Dosen Program Studi Ilmu Sejarah, Fakultas Ilmu Budaya (FIB) Universitas Airlangga (Unair),
Surabaya – Metroliputan7.com.–
Indonesia kembali memulangkan 288 benda cagar budaya buntut penandatanganan kesepakatan repatriasi atau pengembalian antara Indonesia dan Belanda di Wereldmuseum, Amsterdam. Pengembalian cagar budaya ini merupakan yang kedua menyusul repatriasi pertama pada pertengahan 2023 lalu.
Tentu, upaya repatriasi ini mendapat sambutan baik oleh lapisan masyarakat, tak terkecuali akademisi yang memiliki fokus pada bidang kesejarahan. Dosen Program Studi Ilmu Sejarah, Fakultas Ilmu Budaya (FIB) Universitas Airlangga (Unair), Adrian Perkasa SHubInt SHum MA, turut memberikan respon positif terkait upaya repatriasi benda cagar budaya asal Indonesia.

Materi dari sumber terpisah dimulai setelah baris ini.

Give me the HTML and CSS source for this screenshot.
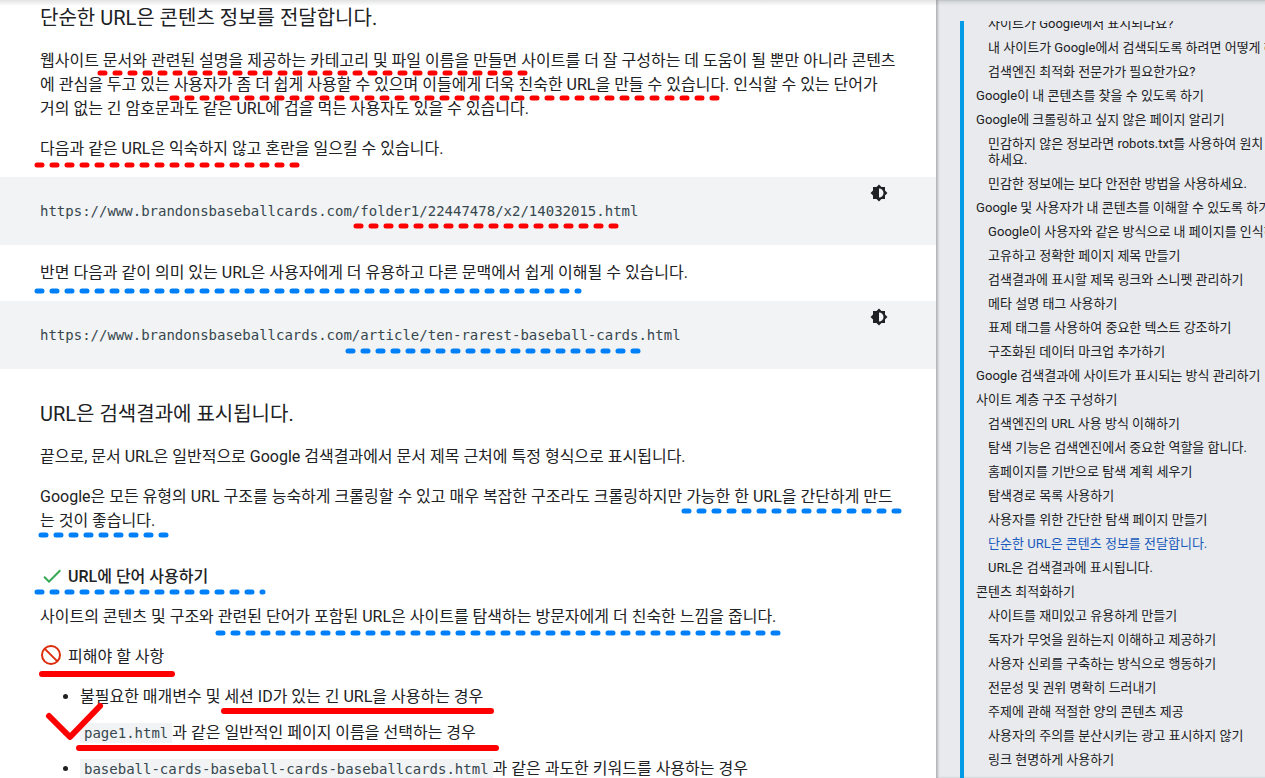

“Secara gradual sudah dipulangkan ya harus kita sambut baik dan karena permintaannya sudah lama jadi saya sendiri mengapresiasi. Baik kedua belah pihak terutama dari Kementerian Pendidikan, Kebudayaan, Riset, dan Teknologi yang konsisten terus mengawal kepulangan benda cagar budaya,” tuturnya, di Surabaya, Jumat(27/9/2024).
Adrian mengungkapkan bahwa upaya pemulangan benda cagar budaya asal Indonesia bukan perkara yang mudah. Ia menjelaskan bahwa proses pemulangan benda cagar budaya memerlukan data dan riset akademis yang kompleks. “Jadi tidak hanya sejarah, tapi juga multidisiplin. Misalnya, yang ahli material culture, kemudian misal benda itu logam perlu ahli logam juga,” jelasnya.
Oleh karena itu, Adrian mengungkapkan bahwa akademisi berperan penting dalam melakukan riset yang akhirnya berdampak terhadap pemulangan sebuah benda cagar budaya. “Ini mesti dimulai juga khususnya oleh Fakultas Ilmu Budaya untuk mulai memberikan perhatian terhadap riset-riset semacam ini. Jadi riset tidak hanya berbasis dokumen, tapi yang interdisipliner,” ungkap Adrian.
Bagi Adrian, pemulangan benda cagar budaya ini bukan hanya sekadar wujud nasionalisme untuk menunjukkan, tetapi juga menjadi wujud rekognisi atau pengakuan identitas Indonesia sebagai bangsa. “Kita sekarang sudah benar-benar setara, jadi barang apapun yang diambil pada masa kolonial, khususnya yang diambil karena perang, karena barang rampasan dan sebagainya itu karena kita setara kita bisa minta lagi,” ujarnya.
Adrian berharap upaya pemulangan ini tidak hanya menjadi sebuah rekognisi bagi bangsa, tetap juga daerah-daerah di Indonesia. “Jadi saya berharap barang-barang ini tidak hanya dikumpulkan atau distok di museum nasional. Harusnya misal itu dari Singosari, arca dari Candi Singosari ya harusnya kembali ke Candi Singosari atau paling tidak, teman-teman daerah juga dilibatkan karena sementara ini yang terjadi semuanya masih jadi urusan pusat,” harapnya.